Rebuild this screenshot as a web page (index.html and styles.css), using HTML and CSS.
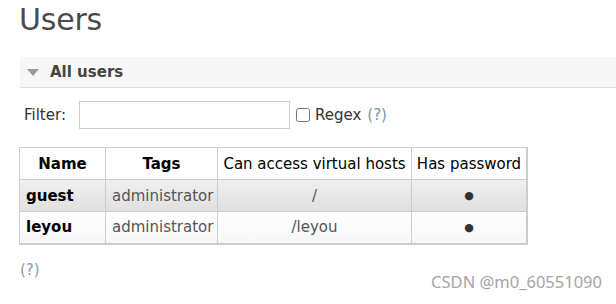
FILE: index.html
```html
<!DOCTYPE html>
<html lang="en">
<head>
    <meta charset="UTF-8">
    <title>Users</title>
    <link rel="stylesheet" href="styles.css">
</head>
<body>
    <h1>Users</h1>
    <div class="section">
        <h2><span class="arrow"></span>All users</h2>
        <div class="filter">
            <label for="filter">Filter:</label>
            <input type="text" id="filter">
            <input type="checkbox" id="regex">
            <label for="regex">Regex</label>
            <span class="help">(?)</span>
        </div>
        <table class="list">
            <colgroup>
                <col class="c-name">
                <col class="c-tags">
                <col class="c-vhosts">
                <col class="c-pass">
            </colgroup>
            <thead>
                <tr>
                    <th>Name</th>
                    <th>Tags</th>
                    <th class="plain">Can access virtual hosts</th>
                    <th class="plain">Has password</th>
                </tr>
            </thead>
            <tbody>
                <tr class="alt1">
                    <td class="name">guest</td>
                    <td>administrator</td>
                    <td class="c">/</td>
                    <td class="c dot">&#9679;</td>
                </tr>
                <tr class="alt2">
                    <td class="name">leyou</td>
                    <td>administrator</td>
                    <td class="c">/leyou</td>
                    <td class="c dot">&#9679;</td>
                </tr>
            </tbody>
        </table>
        <p class="help foot">(?)</p>
    </div>
    <div class="mark">CSDN @m0_60551090</div>
</body>
</html>
```

FILE: styles.css
```css
* {
    margin: 0;
    padding: 0;
    box-sizing: border-box;
}
body {
    font-family: "DejaVu Sans", Verdana, sans-serif;
    font-size: 15px;
    color: #444;
    background: #fff;
    padding: 0 0 0 20px;
    position: relative;
    height: 304px;
}
h1 {
    font-size: 30px;
    font-weight: normal;
    color: #4a4a4a;
    line-height: 40px;
    margin-left: -1px;
    letter-spacing: -0.2px;
}
h2 {
    margin-top: 17px;
    height: 31px;
    background: #f7f7f7;
    border-bottom: 1px solid #ddd;
    font-size: 15px;
    font-weight: bold;
    color: #444;
    display: flex;
    align-items: center;
    padding-left: 7px;
}
.arrow {
    width: 0;
    height: 0;
    border-left: 6px solid transparent;
    border-right: 6px solid transparent;
    border-top: 7px solid #999;
    margin-right: 11px;
    margin-top: 1px;
}
.filter {
    display: flex;
    align-items: center;
    margin-top: 13px;
    padding-left: 4px;
    color: #333;
}
.filter input[type=text] {
    width: 211px;
    height: 28px;
    border: 1px solid #ccc;
    margin-left: 13px;
}
.filter input[type=checkbox] {
    width: 14px;
    height: 14px;
    margin: 0 5px 0 6px;
}
.help {
    color: #7d93ae;
    margin-left: 6px;
}
table.list {
    border-collapse: collapse;
    table-layout: fixed;
    margin-top: 18px;
    margin-left: -1px;
    width: 509px;
    border: 1px solid #ccc;
    border-right-width: 2px;
    border-bottom-width: 2px;
}
.c-name { width: 86px; }
.c-tags { width: 112px; }
.c-vhosts { width: 194px; }
th, td {
    border: 1px solid #ccc;
    height: 32px;
    padding: 0 6px;
    white-space: nowrap;
}
th {
    color: #000;
    background: #fff;
    text-align: center;
}
th.plain {
    font-weight: normal;
    padding: 0 3px;
}
td {
    color: #555;
}
td.name {
    font-weight: bold;
    color: #000;
}
td.c {
    text-align: center;
}
td.dot {
    font-size: 11px;
    color: #333;
}
tr.alt1 {
    background: linear-gradient(#f0f0f0, #e0e0e0);
}
tr.alt2 {
    background: linear-gradient(#ffffff, #f6f6f6);
}
.foot {
    margin: 16px 0 0 0;
    color: #8a9aae;
}
.mark {
    position: absolute;
    right: 14px;
    bottom: 11px;
    font-family: "Noto Sans", "Open Sans", sans-serif;
    font-size: 16.5px;
    color: #a5a5a5;
}
```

-------------------------

Directive
From the listing, extract all text exactly as given and drop any picture.

Solution for this problem
Rebuild this screenshot as a web page (index.html and styles.css), using HTML and CSS.
FILE: index.html
```html
<!DOCTYPE html>
<html lang="en">
<head>
    <meta charset="UTF-8">
    <title>Users</title>
    <link rel="stylesheet" href="styles.css">
</head>
<body>
    <h1>Users</h1>
    <div class="section">
        <h2><span class="arrow"></span>All users</h2>
        <div class="filter">
            <label for="filter">Filter:</label>
            <input type="text" id="filter">
            <input type="checkbox" id="regex">
            <label for="regex">Regex</label>
            <span class="help">(?)</span>
        </div>
        <table class="list">
            <colgroup>
                <col class="c-name">
                <col class="c-tags">
                <col class="c-vhosts">
                <col class="c-pass">
            </colgroup>
            <thead>
                <tr>
                    <th>Name</th>
                    <th>Tags</th>
                    <th class="plain">Can access virtual hosts</th>
                    <th class="plain">Has password</th>
                </tr>
            </thead>
            <tbody>
                <tr class="alt1">
                    <td class="name">guest</td>
                    <td>administrator</td>
                    <td class="c">/</td>
                    <td class="c dot">&#9679;</td>
                </tr>
                <tr class="alt2">
                    <td class="name">leyou</td>
                    <td>administrator</td>
                    <td class="c">/leyou</td>
                    <td class="c dot">&#9679;</td>
                </tr>
            </tbody>
        </table>
        <p class="help foot">(?)</p>
    </div>
    <div class="mark">CSDN @m0_60551090</div>
</body>
</html>
```

FILE: styles.css
```css
* {
    margin: 0;
    padding: 0;
    box-sizing: border-box;
}
body {
    font-family: "DejaVu Sans", Verdana, sans-serif;
    font-size: 15px;
    color: #444;
    background: #fff;
    padding: 0 0 0 20px;
    position: relative;
    height: 304px;
}
h1 {
    font-size: 30px;
    font-weight: normal;
    color: #4a4a4a;
    line-height: 40px;
    margin-left: -1px;
    letter-spacing: -0.2px;
}
h2 {
    margin-top: 17px;
    height: 31px;
    background: #f7f7f7;
    border-bottom: 1px solid #ddd;
    font-size: 15px;
    font-weight: bold;
    color: #444;
    display: flex;
    align-items: center;
    padding-left: 7px;
}
.arrow {
    width: 0;
    height: 0;
    border-left: 6px solid transparent;
    border-right: 6px solid transparent;
    border-top: 7px solid #999;
    margin-right: 11px;
    margin-top: 1px;
}
.filter {
    display: flex;
    align-items: center;
    margin-top: 13px;
    padding-left: 4px;
    color: #333;
}
.filter input[type=text] {
    width: 211px;
    height: 28px;
    border: 1px solid #ccc;
    margin-left: 13px;
}
.filter input[type=checkbox] {
    width: 14px;
    height: 14px;
    margin: 0 5px 0 6px;
}
.help {
    color: #7d93ae;
    margin-left: 6px;
}
table.list {
    border-collapse: collapse;
    table-layout: fixed;
    margin-top: 18px;
    margin-left: -1px;
    width: 509px;
    border: 1px solid #ccc;
    border-right-width: 2px;
    border-bottom-width: 2px;
}
.c-name { width: 86px; }
.c-tags { width: 112px; }
.c-vhosts { width: 194px; }
th, td {
    border: 1px solid #ccc;
    height: 32px;
    padding: 0 6px;
    white-space: nowrap;
}
th {
    color: #000;
    background: #fff;
    text-align: center;
}
th.plain {
    font-weight: normal;
    padding: 0 3px;
}
td {
    color: #555;
}
td.name {
    font-weight: bold;
    color: #000;
}
td.c {
    text-align: center;
}
td.dot {
    font-size: 11px;
    color: #333;
}
tr.alt1 {
    background: linear-gradient(#f0f0f0, #e0e0e0);
}
tr.alt2 {
    background: linear-gradient(#ffffff, #f6f6f6);
}
.foot {
    margin: 16px 0 0 0;
    color: #8a9aae;
}
.mark {
    position: absolute;
    right: 14px;
    bottom: 11px;
    font-family: "Noto Sans", "Open Sans", sans-serif;
    font-size: 16.5px;
    color: #a5a5a5;
}
```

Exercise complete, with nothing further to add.